Bedrock Knowledge Bases don't auto-sync when documents change. Here's how to build an event-driven pipeline with S3 notifications, SQS batching, and Lambda to trigger ingestion jobs automatically using Terraform.
You've built your Bedrock Knowledge Base, loaded documents into S3, and manually clicked "Sync" in the console. It works. But every time someone adds, updates, or deletes a document, the vector store goes stale until you sync again.
Bedrock Knowledge Bases don't auto-sync. When documents change in your S3 data source, nothing happens until you call StartIngestionJob. Ingestion is incremental - Bedrock only processes files that changed since the last sync - but you still need something to trigger it. This post builds an event-driven pipeline with Terraform: S3 events trigger an SQS queue, which batches changes and invokes a Lambda function that starts the ingestion job. 🎯
🏗️ Architecture Overview
S3 Bucket (docs added/updated/deleted)
↓ Event Notification
SQS Queue (batches events, 5-min window)
↓ Lambda Event Source Mapping
Lambda Function (calls StartIngestionJob)
↓ On failure
SQS Dead Letter Queue (failed invocations)
↓ CloudWatch
Alarm → SNS notification
Why SQS between S3 and Lambda? Without batching, uploading 50 documents triggers 50 separate Lambda invocations, each calling StartIngestionJob. But only one ingestion job can run per data source at a time - the rest fail. SQS collects events over a batching window and delivers them to a single Lambda invocation, which triggers one sync for the entire batch.

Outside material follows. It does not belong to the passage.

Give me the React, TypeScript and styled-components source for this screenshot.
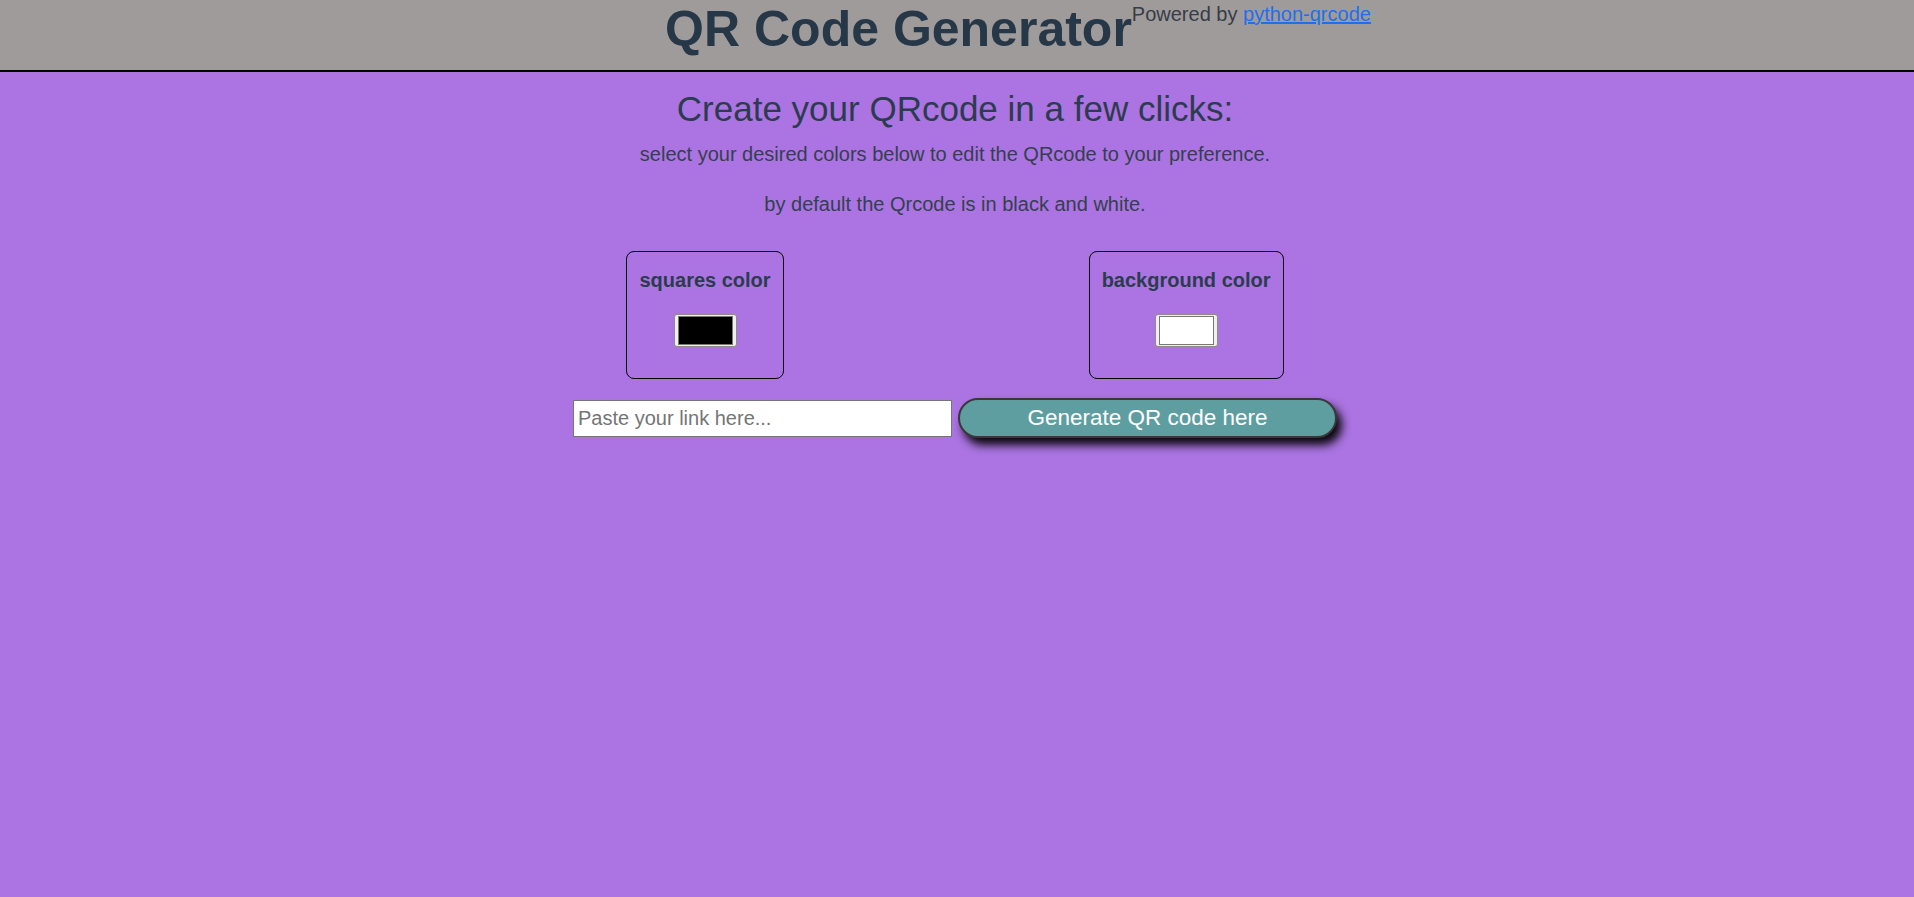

🔧 Terraform: The Full Pipeline
SQS Queues
# sync/sqs.tf
resource "aws_sqs_queue" "kb_sync" {
name = "${var.environment}-kb-sync-queue"
visibility_timeout_seconds = 900 # 6x Lambda timeout
message_retention_seconds = 86400 # 24 hours
delay_seconds = 300 # 5-min delay for batching
redrive_policy = jsonencode({
deadLetterTargetArn = aws_sqs_queue.kb_sync_dlq.arn
maxReceiveCount = 3
})
}
resource "aws_sqs_queue" "kb_sync_dlq" {
name = "${var.environment}-kb-sync-dlq"
message_retention_seconds = 1209600 # 14 days
}
resource "aws_sqs_queue_policy" "allow_s3" {
queue_url = aws_sqs_queue.kb_sync.id
policy = jsonencode({
Version = "2012-10-17"
Statement = [{
Effect = "Allow"
Principal = { Service = "s3.amazonaws.com" }
Action = "sqs:SendMessage"
Resource = aws_sqs_queue.kb_sync.arn
Condition = {
ArnEquals = {
"aws:SourceArn" = var.kb_data_source_bucket_arn
}
}
}]
})
}
The delay_seconds = 300 is the key design choice. When someone uploads multiple files, S3 sends an event per file immediately. The 5-minute delay holds all those messages in the queue before they become visible to Lambda, effectively batching rapid uploads into a single sync trigger.
S3 Event Notification
# sync/s3_notification.tf
resource "aws_s3_bucket_notification" "kb_docs" {
bucket = var.kb_data_source_bucket_id
queue {
queue_arn = aws_sqs_queue.kb_sync.arn
events = [
"s3:ObjectCreated:*",
"s3:ObjectRemoved:*"
]
filter_prefix = var.s3_prefix # e.g., "documents/"
}
depends_on = [aws_sqs_queue_policy.allow_s3]
}
Filter by prefix to avoid triggering on metadata files or other non-document objects in the bucket.
Lambda Function
# sync/lambda.tf
data "archive_file" "kb_sync" {
type = "zip"
source_dir = "${path.module}/lambda/kb_sync"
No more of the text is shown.